Outro fator crucial para entender a seriedade dos protestos dos trabalhadores de Hollywood é o modelo atual de lançamento escolhido pelos streamings. Nele, é estimulada a produção de inúmeras séries e filmes em um curto período, desde a sua produção interna até a divulgação. “O modelo atual é o pior de todos: por conta do binge-watch, o consumo de séries é rápido porque as redes sociais dão spoilers, então é preciso que você veja o quanto antes. Assim, você diminui a carga horária de trabalho do roteiro também na construção da própria história, pois o público irá optar por narrativas rápidas, que não demandam uma compreensão maior”, acrescenta a dona do projeto SimplificandoCinema.
“As salas de roteiro são muito menores devido à diminuição do número de episódios produzidos, além disso não há mais a liberdade do roteirista de contar a sua história. Muitas vezes nos núcleos de criação há pessoas que trabalham com a plataforma dando opiniões no roteiro, apenas em alguns casos – como o do criador de Game of Thrones – em que é priorizada a criatividade do roteirista”.
Com esse relato de Marina, observa-se que a importância do roteirista, no que diz respeito à decisão criativa do seu projeto, pouco importa, uma vez que as empresas de streaming infelizmente priorizam a entrega – muitas vezes incompleta e rasa – de obras que, se fossem abordadas corretamente, teriam uma maior longevidade no boca a boca dos telespectadores.
Para entender a gravidade do impasse na resolução da greve dos roteiristas, é preciso ficar de olho nos residuais: “eles nada mais são que uma taxa a vir ser paga pela reexibição de títulos ou ainda no licenciamento da obra para outras plataformas ou canais. Isso significa que a cada exibição daquela série ou filme, os autores responsáveis por ela ganham em cima disso”, comenta Marina.

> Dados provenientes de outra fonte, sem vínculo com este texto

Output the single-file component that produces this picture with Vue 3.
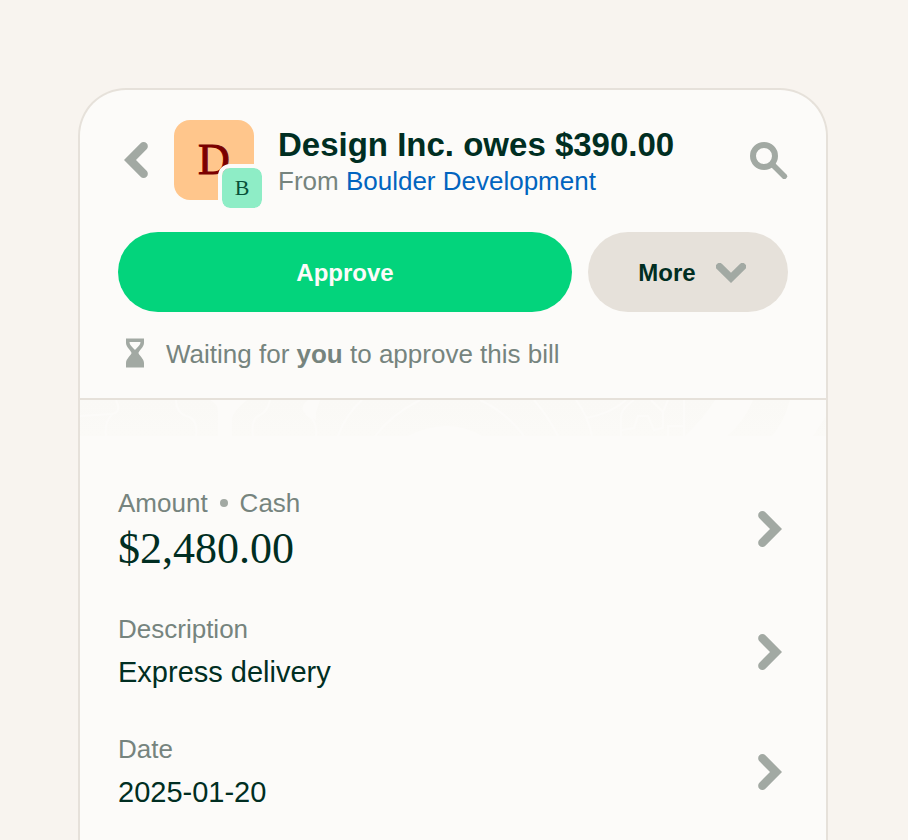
<script setup>
const sender = { name: 'Boulder Development', href: '#boulder-development' }

const fields = [
  { labels: ['Amount', 'Cash'], value: '$2,480.00', large: true },
  { labels: ['Description'], value: 'Express delivery' },
  { labels: ['Date'], value: '2025-01-20' },
]
</script>

<template>
  <div class="page">
    <main class="card">
      <header class="header">
        <div class="title-row">
          <button class="icon-button back" type="button" aria-label="Back">
            <svg width="24" height="36" viewBox="0 0 24 36">
              <path d="M0 18 16.6 1.3a4.2 4.2 0 0 1 6 6L12 18l10.600 10.700a4.200 4.200 0 0 1-6 6z" />
            </svg>
          </button>
          <div class="avatar">
            D
            <span class="sub-avatar">B</span>
          </div>
          <div class="titles">
            <h1>Design Inc. owes $390.00</h1>
            <p>From <a :href="sender.href">{{ sender.name }}</a></p>
          </div>
          <button class="icon-button" type="button" aria-label="Search">
            <svg width="38" height="38" viewBox="0 0 38 38">
              <circle class="stroke" cx="14" cy="15" r="11" stroke-width="6" />
              <path class="stroke" d="M22 23 34.300 35.300" stroke-width="5.600" stroke-linecap="round" />
            </svg>
          </button>
        </div>

        <div class="actions">
          <button class="button approve" type="button">Approve</button>
          <button class="button more" type="button">
            More
            <svg width="30" height="20" viewBox="0 0 30 20">
              <path d="M15 20 1 6.200A3.600 3.600 0 0 1 6.100 1L15 9.800 23.900 1A3.600 3.600 0 0 1 29 6.200z" />
            </svg>
          </button>
        </div>

        <div class="status">
          <svg width="18" height="30" viewBox="0 0 18 30">
            <path
              fill-rule="evenodd"
              d="M0 0.500H18V5C18 9 12.500 13 12.500 15S18 20.500 18 25V29.500H0V25C0 20.500 5.500 17 5.500 15S0 9 0 5zM3.500 4C3.500 7.500 7.600 10 9 12 10.400 10 14.500 7.500 14.500 4z"
            />
          </svg>
          <p>Waiting for <strong>you</strong> to approve this bill</p>
        </div>
      </header>

      <svg class="pattern" viewBox="0 0 746 36" preserveAspectRatio="none" aria-hidden="true">
        <defs>
          <linearGradient id="pattern-fade" x1="0" y1="0" x2="0" y2="1">
            <stop offset="0" stop-color="#faf9f6" />
            <stop offset="1" stop-color="#fbfaf7" />
          </linearGradient>
        </defs>
        <path
          fill="url(#pattern-fade)"
          d="M0 0H130Q139 4 138 14V36H0zM152 36V20Q152 12 167 0H228Q218 8 226 14L236 20V12L240 0H635Q624 18 605 36H402Q368 16 328 36zM647 36Q664 22 673 0H710Q704 22 692 36zM733 36 746 16V36z"
        />
        <g class="lines">
          <path d="M36 0Q42 12 32 14L0 16M32 15Q24 22 26 36M96 0Q96 12 106 16Q118 18 116 36M190 0Q188 12 178 16Q171 20 173 36M226 14Q238 20 236 36" />
          <path d="M258 36Q266 14 282 0M295 36Q312 14 340 0M400 0Q426 12 444 36M454 0Q468 16 478 36M496 0Q508 16 512 36M506 18Q530 14 546 0M541 36V16Q542 8 554 0M571 0 583 12V28L574 30 568 16H558L554 28 542 30M604 0V36M588 36V26H604M583 12 588 0" />
        </g>
      </svg>

      <div class="fields">
        <button v-for="field in fields" :key="field.value" class="field" type="button">
          <span class="field-text">
            <span class="label">
              <template v-for="(label, index) in field.labels" :key="label">
                <span v-if="index" class="dot"></span>
                <span>{{ label }}</span>
              </template>
            </span>
            <span class="value" :class="{ large: field.large }">{{ field.value }}</span>
          </span>
          <svg width="24" height="36" viewBox="0 0 24 36">
            <path d="M24 18 7.400 1.300a4.200 4.200 0 0 0-6 6L12 18 1.400 28.700a4.200 4.200 0 0 0 6 6z" />
          </svg>
        </button>
      </div>
    </main>
  </div>
</template>

<style>
body {
  margin: 0;
  background: #f8f4ef;
}
</style>

<style scoped>
* {
  box-sizing: border-box;
}

.page {
  display: flex;
  min-height: 100vh;
  padding: 88px 80px 0 78px;
  color: #002e22;
  font-family: "Liberation Sans", Arial, sans-serif;
  font-size: 26px;
  line-height: 32px;
}

.card {
  flex: 1;
  min-width: 0;
  overflow: hidden;
  background: #fcfbf9;
  border: 2px solid #e6e1da;
  border-bottom: 0;
  border-radius: 48px 48px 0 0;
}

h1,
p {
  margin: 0;
}

button {
  padding: 0;
  border: 0;
  background: none;
  color: inherit;
  font: inherit;
  cursor: pointer;
}

svg {
  display: block;
  flex: none;
  fill: #a2a9a3;
}

.stroke {
  fill: none;
  stroke: #a2a9a3;
}

.header {
  display: flex;
  flex-direction: column;
  padding: 30px 38px 28px;
  border-bottom: 2px solid #e6e1da;
}

.title-row {
  display: flex;
  align-items: center;
}

.back {
  margin: 0 26px 0 6px;
}

.avatar {
  position: relative;
  display: flex;
  align-items: center;
  justify-content: center;
  width: 80px;
  height: 80px;
  border-radius: 16px;
  background: #ffc68c;
  color: #7a0000;
  font-family: "Liberation Serif", serif;
  font-size: 44px;
  -webkit-text-stroke: 1px;
}

.sub-avatar {
  position: absolute;
  right: -12px;
  bottom: -12px;
  display: flex;
  align-items: center;
  justify-content: center;
  width: 48px;
  height: 48px;
  border: 4px solid #fcfbf9;
  border-radius: 12px;
  background: #8eedc6;
  background-clip: padding-box;
  color: #085239;
  font-size: 22px;
  -webkit-text-stroke: 0;
}

.titles {
  flex: 1;
  min-width: 0;
  margin-left: 24px;
  padding-top: 2px;
}

h1 {
  font-size: 33px;
  font-weight: 700;
  line-height: 40px;
}

.titles p,
.status,
.label {
  color: #76847e;
}

a {
  color: #0164bf;
  text-decoration: none;
}

.actions {
  display: flex;
  gap: 16px;
  margin-top: 32px;
}

.button {
  display: flex;
  align-items: center;
  justify-content: center;
  gap: 20px;
  height: 80px;
  padding-top: 2px;
  border-radius: 40px;
  font-size: 24px;
  font-weight: 700;
}

.approve {
  flex: 1;
  background: #03d47c;
  color: #fcfbf9;
}

.more {
  width: 200px;
  padding-left: 8px;
  background: #e6e1da;
}

.status {
  display: flex;
  align-items: center;
  gap: 22px;
  margin-top: 24px;
  padding: 0 8px;
}

.status p {
  padding-top: 2px;
}

.pattern {
  width: 100%;
  height: 36px;
}

.lines {
  fill: none;
  stroke: #fcfbf9;
  stroke-width: 2;
}

.fields {
  display: flex;
  flex-direction: column;
  padding-top: 30px;
}

.field {
  display: flex;
  align-items: center;
  justify-content: space-between;
  padding: 20px 44px 20px 38px;
  text-align: left;
}

.field-text {
  display: flex;
  flex-direction: column;
  gap: 6px;
}

.label {
  display: flex;
  align-items: center;
  gap: 12px;
  line-height: 34px;
}

.dot {
  width: 8px;
  height: 8px;
  border-radius: 50%;
  background: #a2a9a3;
}

.value {
  font-size: 29px;
  line-height: 40px;
}

.large {
  font-family: "Liberation Serif", serif;
  font-size: 44px;
  line-height: 46px;
}
</style>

Nesse sentido, aliás, ela ressalta a importância do pagamento dos residuais aos roteiristas. “Este dinheiro é uma garantia de continuidade do trabalho, pois muitas vezes você inicia um novo projeto e pode demorar um tempo para ser compensado por aquilo, sendo assim, os residuais garantem que você não precisa correr atrás de outros ‘freelas’ para ter renda, algo que pode atrapalhar até mesmo a qualidade final do roteiro”, finaliza a produtora.

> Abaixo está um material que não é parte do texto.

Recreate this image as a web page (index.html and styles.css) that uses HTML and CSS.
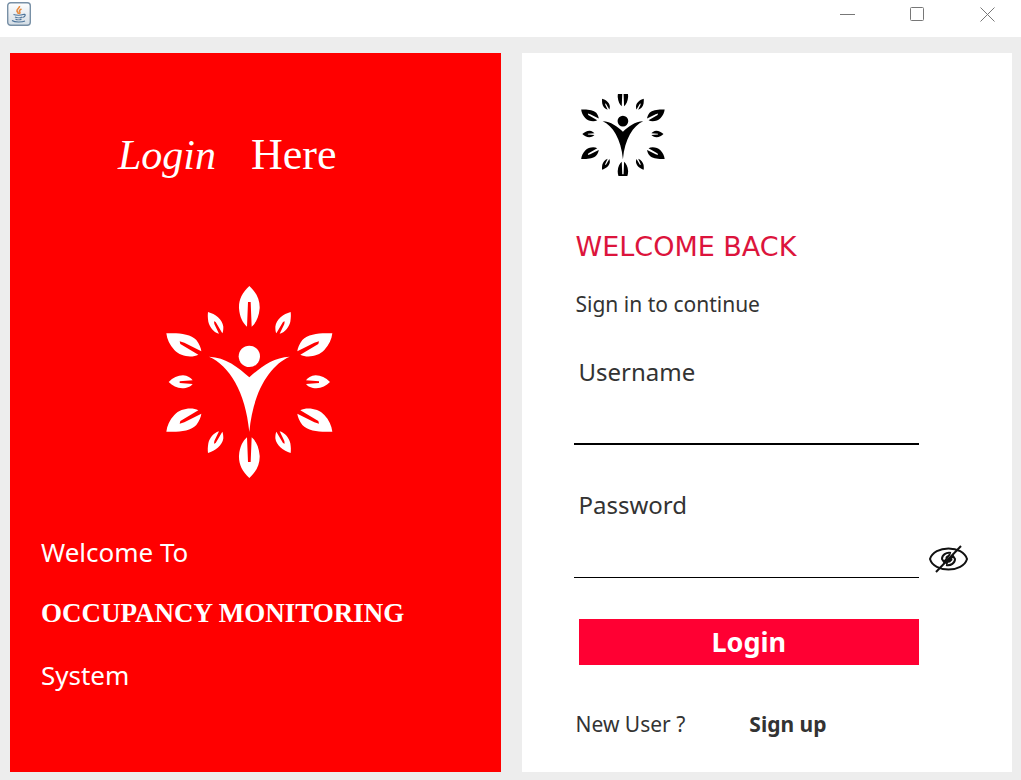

Após a análise das últimas semanas da greve dos roteiristas, é imprevisível prever o seu encerramento. No entanto, espera-se que, tanto para a certificação dos direitos trabalhistas dos criadores de narrativas quanto para o funcionamento da indústria hollywoodiana, o cenário atual não se torne algo recorrente no mercado audiovisual, pois é ele que permite o desenvolvimento da cultura de um país.